The repo's most reliable contribution is not the LLM synthesis story; it is the disciplined transcript compiler. Redaction defaults, live-session skipping, raw immutability, path-safe slugs, state-file migration, generated search/export artifacts, and MCP scan caps are boring in the right way. They make the source layer robust enough that higher-level synthesis has something dependable to stand on.

The "wiki/" layer is less deterministic than the "raw/" and "site/" layers. Manual command instructions still tell the live agent to update entities, concepts, contradictions, and overview pages. The automatic synthesizer can create source pages, but it does not implement the whole AGENTS ingest contract. This is not a flaw if the project is understood as agent-in-the-loop tooling; it is a flaw only if the README is read as promising fully autonomous wiki maintenance.

The project has an unusual amount of integration surface for an alpha-stage tool. That makes it easy to adopt from many angles, but it also creates many promise surfaces: CLI help, README, Claude commands, skills, MCP tools, docs, and plugin metadata can drift from one another. The repeated comments about fixed regressions suggest the maintainers are actively tightening this, but the product surface is broad enough that drift should remain a watch item.

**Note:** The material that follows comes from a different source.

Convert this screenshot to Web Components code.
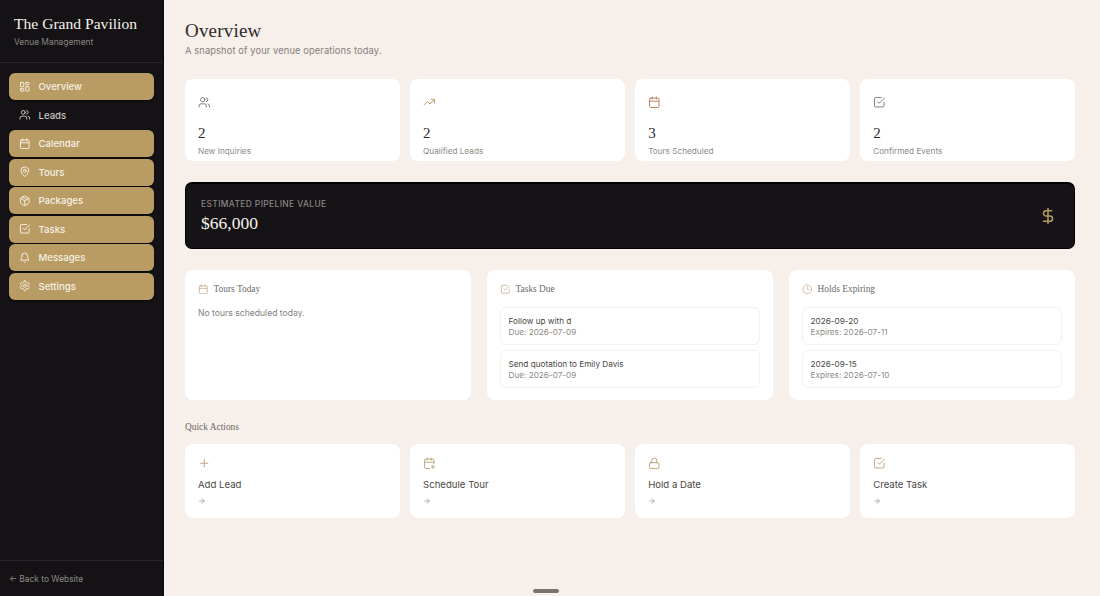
<!DOCTYPE html>
<html lang="en">
<head>
<meta charset="utf-8">
<title>The Grand Pavilion</title>
<style>
  html, body { margin: 0; height: 100%; overflow: hidden; background: #f6efea; }
  body { font-family: Inter, "Liberation Sans", sans-serif; }
</style>
</head>
<body>
<venue-app>
  <venue-sidebar slot="side">
    <venue-nav icon="dashboard" active>Overview</venue-nav>
    <venue-nav icon="users">Leads</venue-nav>
    <venue-nav icon="calendar" active>Calendar</venue-nav>
    <venue-nav icon="pin" active>Tours</venue-nav>
    <venue-nav icon="package" active>Packages</venue-nav>
    <venue-nav icon="check" active>Tasks</venue-nav>
    <venue-nav icon="bell" active>Messages</venue-nav>
    <venue-nav icon="settings" active>Settings</venue-nav>
  </venue-sidebar>

  <venue-heading title="Overview" sub="A snapshot of your venue operations today."></venue-heading>

  <venue-row columns="4" gap="10.3">
    <venue-stat icon="users" color="#6f6a66" value="2" label="New Inquiries"></venue-stat>
    <venue-stat icon="trending" color="#b0935a" value="2" label="Qualified Leads"></venue-stat>
    <venue-stat icon="calendar" color="#b5764f" value="3" label="Tours Scheduled"></venue-stat>
    <venue-stat icon="check" color="#6f6a66" value="2" label="Confirmed Events"></venue-stat>
  </venue-row>

  <venue-pipeline label="Estimated Pipeline Value" value="$66,000"></venue-pipeline>

  <venue-row columns="3" gap="16">
    <venue-panel icon="calendar" heading="Tours Today">
      <p class="empty" style="margin:0;font-size:8.6px;line-height:12px;color:#85807b">No tours scheduled today.</p>
    </venue-panel>
    <venue-panel icon="check" heading="Tasks Due">
      <venue-entry title="Follow up with d" detail="Due: 2026-07-09"></venue-entry>
      <venue-entry title="Send quotation to Emily Davis" detail="Due: 2026-07-09"></venue-entry>
    </venue-panel>
    <venue-panel icon="clock" heading="Holds Expiring">
      <venue-entry title="2026-09-20" detail="Expires: 2026-07-11"></venue-entry>
      <venue-entry title="2026-09-15" detail="Expires: 2026-07-10"></venue-entry>
    </venue-panel>
  </venue-row>

  <venue-section-title>Quick Actions</venue-section-title>

  <venue-row columns="4" gap="10.3">
    <venue-action icon="plus" label="Add Lead"></venue-action>
    <venue-action icon="calendar-plus" label="Schedule Tour"></venue-action>
    <venue-action icon="lock" label="Hold a Date"></venue-action>
    <venue-action icon="check" label="Create Task"></venue-action>
  </venue-row>
</venue-app>

<script>
// Lucide style icon shapes, 24x24 stroke paths
const ICONS = {
  dashboard: '<rect x="3" y="3" width="7" height="9" rx="1"/><rect x="14" y="3" width="7" height="5" rx="1"/><rect x="14" y="12" width="7" height="9" rx="1"/><rect x="3" y="16" width="7" height="5" rx="1"/>',
  users: '<path d="M16 21v-2a4 4 0 0 0-4-4H6a4 4 0 0 0-4 4v2"/><circle cx="9" cy="7" r="4"/><path d="M22 21v-2a4 4 0 0 0-3-3.87"/><path d="M16 3.13a4 4 0 0 1 0 7.75"/>',
  calendar: '<path d="M8 2v4"/><path d="M16 2v4"/><rect x="3" y="4" width="18" height="18" rx="2"/><path d="M3 10h18"/>',
  pin: '<path d="M20 10c0 6-8 12-8 12s-8-6-8-12a8 8 0 0 1 16 0Z"/><circle cx="12" cy="10" r="3"/>',
  package: '<path d="M11 21.73a2 2 0 0 0 2 0l7-4A2 2 0 0 0 21 16V8a2 2 0 0 0-1-1.73l-7-4a2 2 0 0 0-2 0l-7 4A2 2 0 0 0 3 8v8a2 2 0 0 0 1 1.73z"/><path d="M12 22V12"/><path d="m3.3 7 8.7 5 8.7-5"/><path d="m7.5 4.27 9 5.15"/>',
  check: '<path d="m9 11 3 3L22 4"/><path d="M21 12v7a2 2 0 0 1-2 2H5a2 2 0 0 1-2-2V5a2 2 0 0 1 2-2h11"/>',
  bell: '<path d="M6 8a6 6 0 0 1 12 0c0 7 3 9 3 9H3s3-2 3-9"/><path d="M10.3 21a1.94 1.94 0 0 0 3.4 0"/>',
  settings: '<path d="M12.22 2h-.44a2 2 0 0 0-2 2v.18a2 2 0 0 1-1 1.73l-.43.25a2 2 0 0 1-2 0l-.15-.08a2 2 0 0 0-2.73.73l-.22.38a2 2 0 0 0 .73 2.73l.15.1a2 2 0 0 1 1 1.72v.51a2 2 0 0 1-1 1.74l-.15.09a2 2 0 0 0-.73 2.73l.22.38a2 2 0 0 0 2.73.73l.15-.08a2 2 0 0 1 2 0l.43.25a2 2 0 0 1 1 1.73V20a2 2 0 0 0 2 2h.44a2 2 0 0 0 2-2v-.18a2 2 0 0 1 1-1.73l.43-.25a2 2 0 0 1 2 0l.15.08a2 2 0 0 0 2.73-.73l.22-.39a2 2 0 0 0-.73-2.73l-.15-.08a2 2 0 0 1-1-1.74v-.5a2 2 0 0 1 1-1.74l.15-.09a2 2 0 0 0 .73-2.73l-.22-.38a2 2 0 0 0-2.73-.73l-.15.08a2 2 0 0 1-2 0l-.43-.25a2 2 0 0 1-1-1.73V4a2 2 0 0 0-2-2z"/><circle cx="12" cy="12" r="3"/>',
  trending: '<polyline points="22 7 13.5 15.5 8.5 10.5 2 17"/><polyline points="16 7 22 7 22 13"/>',
  dollar: '<line x1="12" y1="2" x2="12" y2="22"/><path d="M17 5H9.5a3.5 3.5 0 0 0 0 7h5a3.5 3.5 0 0 1 0 7H6"/>',
  clock: '<circle cx="12" cy="12" r="10"/><polyline points="12 6 12 12 16 14"/>',
  plus: '<path d="M5 12h14"/><path d="M12 5v14"/>',
  'calendar-plus': '<path d="M8 2v4"/><path d="M16 2v4"/><path d="M21 13V6a2 2 0 0 0-2-2H5a2 2 0 0 0-2 2v14a2 2 0 0 0 2 2h8"/><path d="M3 10h18"/><path d="M16 19h6"/><path d="M19 16v6"/>',
  lock: '<rect x="3" y="11" width="18" height="11" rx="2"/><path d="M7 11V7a5 5 0 0 1 10 0v4"/>',
  arrow: '<path d="M5 12h14"/><path d="m12 5 7 7-7 7"/>'
};

const SERIF = '"Liberation Serif", "Times New Roman", serif';

class VenueIcon extends HTMLElement {
  connectedCallback() {
    const size = this.getAttribute("size") || 12;
    const stroke = this.getAttribute("stroke") || 2;
    const name = this.getAttribute("name");
    this.attachShadow({ mode: "open" }).innerHTML = `
      <style>:host { display: inline-flex; flex: none; width: ${size}px; height: ${size}px; } svg { display: block; }</style>
      <svg width="${size}" height="${size}" viewBox="0 0 24 24" fill="none" stroke="currentColor"
        stroke-width="${stroke}" stroke-linecap="round" stroke-linejoin="round">${ICONS[name] || ""}</svg>`;
  }
}
customElements.define("venue-icon", VenueIcon);

class VenueApp extends HTMLElement {
  connectedCallback() {
    this.attachShadow({ mode: "open" }).innerHTML = `
      <style>
        :host { display: flex; height: 596px; width: 1100px; position: relative; background: #f6efea; overflow: hidden; }
        main { flex: 1; min-width: 0; padding: 18px 25px 0 21px; display: flex; flex-direction: column; }
        .handle { position: absolute; left: 533px; top: 589px; width: 26px; height: 3.5px; border-radius: 2px; background: #7b726b; }
      </style>
      <slot name="side"></slot>
      <main><slot></slot></main>
      <div class="handle"></div>`;
  }
}
customElements.define("venue-app", VenueApp);

class VenueSidebar extends HTMLElement {
  connectedCallback() {
    this.attachShadow({ mode: "open" }).innerHTML = `
      <style>
        :host { display: flex; flex-direction: column; flex: none; box-sizing: border-box; width: 164px; height: 596px;
          background: #141215; border-right: 1px solid #0b0a0b; }
        header { height: 63px; box-sizing: border-box; padding: 14px 14px 0; border-bottom: 1px solid #262427; }
        h1 { margin: 0; font: 500 15.6px/20px ${SERIF}; color: #f6f1ea; white-space: nowrap; }
        small { display: block; margin-top: 3px; font-size: 8.4px; line-height: 11px; color: #88847f; }
        nav { flex: 1; display: flex; flex-direction: column; gap: 1.5px; padding: 10px 9px 0; }
        footer { height: 36px; box-sizing: border-box; border-top: 1px solid #262427; padding: 12px 9px 0; font-size: 8.4px; line-height: 12px; color: #8d8985; }
      </style>
      <header><h1>The Grand Pavilion</h1><small>Venue Management</small></header>
      <nav><slot></slot></nav>
      <footer>← Back to Website</footer>`;
  }
}
customElements.define("venue-sidebar", VenueSidebar);

class VenueNav extends HTMLElement {
  connectedCallback() {
    const icon = this.getAttribute("icon");
    this.attachShadow({ mode: "open" }).innerHTML = `
      <style>
        :host { display: flex; align-items: center; gap: 8px; box-sizing: border-box; height: 27px; padding: 0 10px;
          border-radius: 6px; font-size: 9.6px; font-weight: 500; color: #c9c5c1; }
        :host([active]) { background: #b89c64; color: #f7f0e4; box-shadow: 0 1px 2px rgba(0,0,0,.6); }
      </style>
      <venue-icon name="${icon}" size="11.5"></venue-icon><slot></slot>`;
  }
}
customElements.define("venue-nav", VenueNav);

class VenueHeading extends HTMLElement {
  connectedCallback() {
    this.attachShadow({ mode: "open" }).innerHTML = `
      <style>
        :host { display: block; height: 61px; }
        h2 { margin: 0; font: 400 19px/26px ${SERIF}; color: #2e2a2b; letter-spacing: .2px; }
        p { margin: 0; font-size: 9.3px; line-height: 14px; letter-spacing: .12px; color: #85807b; }
      </style>
      <h2>${this.getAttribute("title")}</h2>
      <p>${this.getAttribute("sub")}</p>`;
  }
}
customElements.define("venue-heading", VenueHeading);

class VenueRow extends HTMLElement {
  connectedCallback() {
    const n = this.getAttribute("columns");
    const gap = this.getAttribute("gap");
    this.attachShadow({ mode: "open" }).innerHTML = `
      <style>:host { display: grid; grid-template-columns: repeat(${n}, 1fr); gap: ${gap}px; }</style>
      <slot></slot>`;
  }
}
customElements.define("venue-row", VenueRow);

class VenueStat extends HTMLElement {
  connectedCallback() {
    this.attachShadow({ mode: "open" }).innerHTML = `
      <style>
        :host { display: block; box-sizing: border-box; height: 82px; padding: 13px 13px 0; background: #fff; border-radius: 8px; }
        venue-icon { color: ${this.getAttribute("color")}; }
        .value { margin-top: 12px; font: 400 15px/18px ${SERIF}; color: #2e2a2b; }
        .label { margin-top: 3px; font-size: 8.2px; line-height: 12px; color: #8f8a85; }
      </style>
      <venue-icon name="${this.getAttribute("icon")}" size="12.5" stroke="1.7"></venue-icon>
      <div class="value">${this.getAttribute("value")}</div>
      <div class="label">${this.getAttribute("label")}</div>`;
  }
}
customElements.define("venue-stat", VenueStat);

class VenuePipeline extends HTMLElement {
  connectedCallback() {
    this.attachShadow({ mode: "open" }).innerHTML = `
      <style>
        :host { display: flex; align-items: center; justify-content: space-between; box-sizing: border-box; height: 67px;
          margin: 21px 0; padding: 0 17px 0 15px; background: #151316; border-radius: 7px; border: 1px solid #000; border-top-width: 2px; }
        .label { font-size: 8.4px; line-height: 12px; font-weight: 500; letter-spacing: .4px; text-transform: uppercase; color: #8a8682; }
        .value { margin-top: 2px; font: 400 17.5px/22px ${SERIF}; color: #f8f3ec; }
        venue-icon { color: #b89c64; }
      </style>
      <div><div class="label">${this.getAttribute("label")}</div><div class="value">${this.getAttribute("value")}</div></div>
      <venue-icon name="dollar" size="18" stroke="2"></venue-icon>`;
  }
}
customElements.define("venue-pipeline", VenuePipeline);

class VenuePanel extends HTMLElement {
  connectedCallback() {
    this.attachShadow({ mode: "open" }).innerHTML = `
      <style>
        :host { display: block; box-sizing: border-box; height: 130px; padding: 13px 13px 0; background: #fff; border-radius: 8px; }
        h3 { display: flex; align-items: center; gap: 5px; margin: 0 0 12px; font: 400 9.4px/12px ${SERIF}; color: #6e6966; }
        venue-icon { color: #c2a98a; }
        .list { display: flex; flex-direction: column; gap: 5px; }
      </style>
      <h3><venue-icon name="${this.getAttribute("icon")}" size="10.5" stroke="1.7"></venue-icon>${this.getAttribute("heading")}</h3>
      <div class="list"><slot></slot></div>`;
  }
}
customElements.define("venue-panel", VenuePanel);

class VenueEntry extends HTMLElement {
  connectedCallback() {
    this.attachShadow({ mode: "open" }).innerHTML = `
      <style>
        :host { display: block; box-sizing: border-box; height: 38px; padding: 7.5px 7.5px 0; border: 1px solid #f3f0ee; border-radius: 6px; }
        .title { font-size: 8.2px; line-height: 11px; color: #4a4644; }
        .detail { font-size: 8.2px; line-height: 10px; color: #8f8a85; }
      </style>
      <div class="title">${this.getAttribute("title")}</div>
      <div class="detail">${this.getAttribute("detail")}</div>`;
  }
}
customElements.define("venue-entry", VenueEntry);

class VenueSectionTitle extends HTMLElement {
  connectedCallback() {
    this.attachShadow({ mode: "open" }).innerHTML = `
      <style>:host { display: block; height: 44px; box-sizing: border-box; padding-top: 21px; font: 400 9.4px/12px ${SERIF}; color: #6e6966; }</style>
      <slot></slot>`;
  }
}
customElements.define("venue-section-title", VenueSectionTitle);

class VenueAction extends HTMLElement {
  connectedCallback() {
    this.attachShadow({ mode: "open" }).innerHTML = `
      <style>
        :host { display: block; box-sizing: border-box; height: 74px; padding: 13px 13px 0; background: #fff; border-radius: 8px; }
        .main { color: #b89c74; display: block; height: 12.5px; }
        .label { margin-top: 8px; font-size: 9.6px; line-height: 14px; color: #4a4644; }
        .arrow { display: block; margin-top: 5px; color: #8f8a85; height: 8px; }
      </style>
      <venue-icon class="main" name="${this.getAttribute("icon")}" size="12.5" stroke="1.7"></venue-icon>
      <div class="label">${this.getAttribute("label")}</div>
      <venue-icon class="arrow" name="arrow" size="8" stroke="2"></venue-icon>`;
  }
}
customElements.define("venue-action", VenueAction);
</script>
</body>
</html>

The confidence and lifecycle modules are conceptually good but not yet a trust system. A 4-factor score over source count, quality, recency, and inbound links can prioritize review; it cannot establish that a generated source summary preserves the important claims in the transcript. The optional LLM lint rules point in that direction but remain advisory.

What to Watch

  • Whether Auto Dream becomes an implemented consolidation loop rather than seeded MEMORY.md/navigation doctrine.
  • Whether llmwiki synthesize grows from source-page generation into the full entity/concept/overview update contract currently delegated to agents.
  • Whether trace-derived pages gain a review/promotion path so generated source pages can mature into trusted concept or decision artifacts.
  • Whether the MCP query path stays keyword/snippet-based or grows a more typed context scheduler over projects, entities, confidence, lifecycle, and freshness.
  • Whether the many adapter claims remain tested as upstream agent transcript schemas change.
  • Whether broad packaging pressure causes product-surface drift, especially between README claims, slash commands, skills, and Python behavior.

Relevant Notes:

  • Trace-derived learning techniques in related systems - extends: Pratiyush/llm-wiki adds a multi-agent transcript-to-wiki compiler case where coding-session traces become raw markdown, wiki pages, static exports, and MCP-readable artifacts.
  • Files beat a database for agent-operated knowledge bases - exemplifies: raw transcripts, wiki pages, commands, skills, and exports stay file-shaped; operational state is sidecar JSON rather than a primary database.
  • A functioning KB needs a workshop layer, not just a library - sharpens: synthesized pages should enter a workshop/review path before being treated as mature library knowledge.
  • Stale indexes are worse than no indexes - exemplifies: the system invests heavily in rebuildable search indexes, source indexes, graph exports, sitemap, RSS, and manifests because static views are only useful when regenerated.
  • LLM Wiki - compares-with: both descend from Karpathy's LLM Wiki pattern, but the nvk review covers protocol/prompt packaging while Pratiyush ships a broad executable compiler and site/export toolchain.
  • kenhuangus/llm-wiki - compares-with: both are executable LLM Wiki implementations; kenhuangus focuses on external-source monitors and LLM claim integration, while Pratiyush focuses on agent-session transcript ingestion and static/AI export surfaces.
  • browzy.ai - compares-with: both compile raw material into a local markdown wiki, but browzy centers on URLs/documents and query-time PKB use while Pratiyush centers on coding-agent history.
  • cass-memory - compares-with: both aggregate multi-agent session logs, but cass-memory promotes procedural playbook bullets with feedback scoring while Pratiyush/llm-wiki promotes browseable wiki/source artifacts.